Embora não mencionem os preços da energia, as autoridades em Washington disseram que estão desencorajando ativamente a Ucrânia de atacar estas refinarias. “Há muito tempo dizemos que não encorajamos nem permitimos ataques dentro da Rússia”, disse uma autoridade à CNN.

Croft disse que as sanções internacionais e dos EUA impostas desde o início da guerra foram estruturadas para manter a energia russa nos mercados.

Um operador ucraniano pilota um drone militar durante uma competição patrocinada pelo governo.

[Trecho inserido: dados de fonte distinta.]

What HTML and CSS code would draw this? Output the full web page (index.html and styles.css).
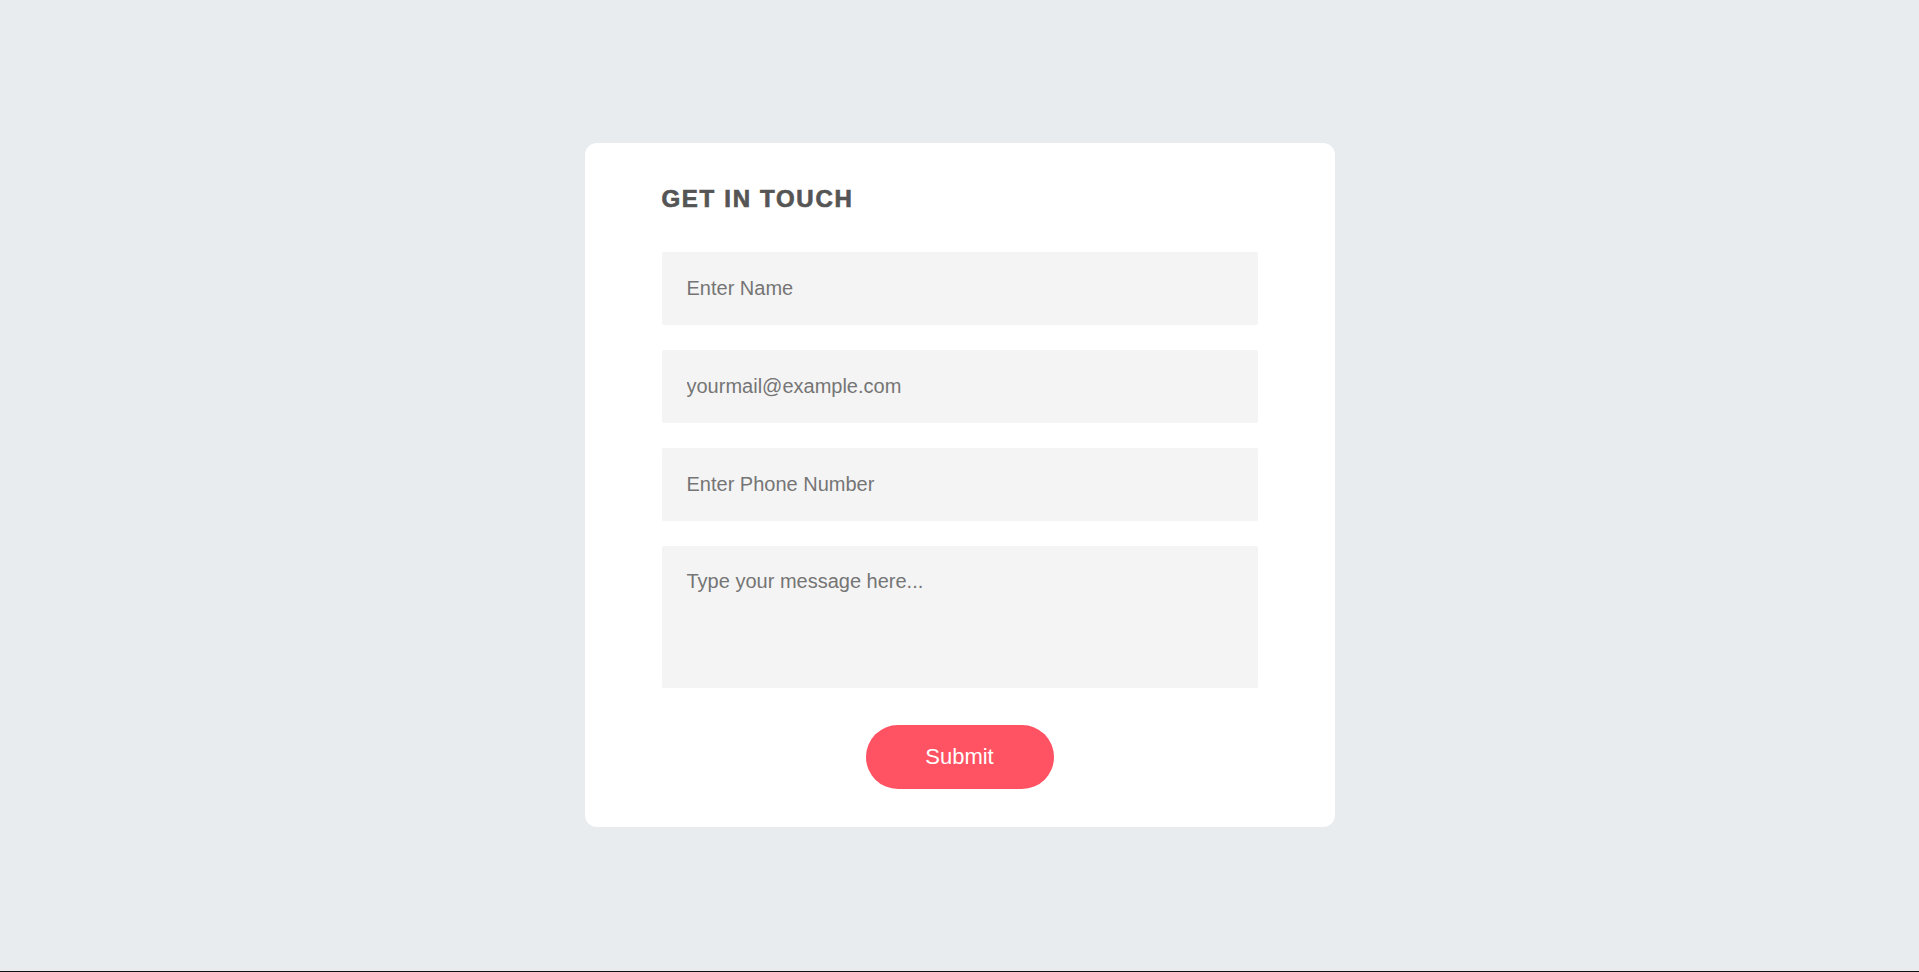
FILE: index.html
```html
<!DOCTYPE html>
<html lang="en">
<head>
<meta charset="utf-8">
<title>Get in touch</title>
<link rel="stylesheet" href="styles.css">
</head>
<body>
<main class="page">
  <form class="card" onsubmit="return false">
    <h2 class="card-title">GET IN TOUCH</h2>
    <input class="field" type="text" placeholder="Enter Name">
    <input class="field" type="email" placeholder="yourmail@example.com">
    <input class="field" type="tel" placeholder="Enter Phone Number">
    <textarea class="field field-area" placeholder="Type your message here..."></textarea>
    <div class="actions">
      <button class="submit" type="submit">Submit</button>
    </div>
  </form>
</main>
<div class="bottom-line"></div>
</body>
</html>
```
FILE: styles.css
```css
html, body {
  margin: 0;
  height: 100%;
}
body {
  display: flex;
  flex-direction: column;
  background: #e8ecef;
  font-family: "Liberation Sans", Arial, sans-serif;
}
.page {
  flex: 1;
  display: flex;
  align-items: center;
  justify-content: center;
  padding-bottom: 2px;
}
.bottom-line {
  height: 1px;
  background: #111;
}
.card {
  box-sizing: border-box;
  width: 750px;
  background: #ffffff;
  border-radius: 12px;
  padding: 42px 77px 38px;
  display: flex;
  flex-direction: column;
}
.card-title {
  margin: 0 0 39px;
  font-size: 24px;
  line-height: 28px;
  font-weight: 700;
  letter-spacing: 1.7px;
  color: #555555;
  -webkit-text-stroke: 0.7px #555555;
}
.field {
  box-sizing: border-box;
  display: block;
  width: 100%;
  height: 73px;
  margin: 0 0 25px;
  padding: 0 25px;
  border: none;
  border-radius: 2px;
  background: #f4f4f4;
  font-family: "Liberation Sans", Arial, sans-serif;
  font-size: 20px;
  color: #555;
  outline: none;
}
.field::placeholder {
  color: #757575;
  opacity: 1;
}
.field-area {
  height: 142px;
  margin-bottom: 37px;
  padding: 24px 25px;
  resize: none;
  line-height: 23px;
}
.actions {
  display: flex;
  justify-content: center;
}
.submit {
  width: 188px;
  height: 64px;
  border: none;
  border-radius: 32px;
  background: #ff5263;
  color: #ffffff;
  font-family: "Liberation Sans", Arial, sans-serif;
  font-size: 22px;
  cursor: pointer;
}
```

Kiev conseguiu construir uma indústria de drones completa a partir do zero, financiando desenvolvedores locais e start-ups / Vasco Cotovio/CNN

“Esse foi o acordo com a Ucrânia: nós daremos dinheiro, nós daremos armas, mas fique longe das instalações de exportação, fique longe da energia russa, porque não queremos uma crise energética massiva”, explicou Croft.

Mas o impasse em Washington sobre o financiamento para a Ucrânia e o potencial de uma mudança na Casa Branca no próximo ano poderão dar a Kiev alguma margem de manobra.

“Se eles não estão recebendo as armas e o dinheiro que lhes foram prometidos, qual é o incentivo para cumprir o acordo com Washington?”, disse Croft.

Uma preocupação maior, dizem os especialistas, é que a Ucrânia não se limite às refinarias. Alguns dos maiores portos petrolíferos da Rússia, responsáveis por cerca de dois terços das suas exportações de petróleo bruto e produtos petrolíferos, segundo o RBC, estão ao alcance dos drones da Ucrânia.

“Se simplesmente tivéssemos atingido uma grande instalação de exportação, penso que o impacto nos mercados seria substancial”, disse Croft. “Muitas dessas instalações de exportação são adjacentes às refinarias e, por enquanto, parece uma escolha deliberada de alvo ir atrás das refinarias”.

As autoridades ucranianas reconheceram as preocupações dos EUA, mas dizem que os ataques continuarão. “É claro que temos que minimizar ao máximo essas receitas orçamentais e cortar automaticamente o oxigênio do Sr. Putler”, disse Vasyl Maliuk, chefe da SBU, usando uma combinação do nome de Putin e de Hitler, comum na Ucrânia.

“Portanto, continuaremos a trabalhar, enquanto o país dos postos de gasolina continua ardendo”, acrescentou.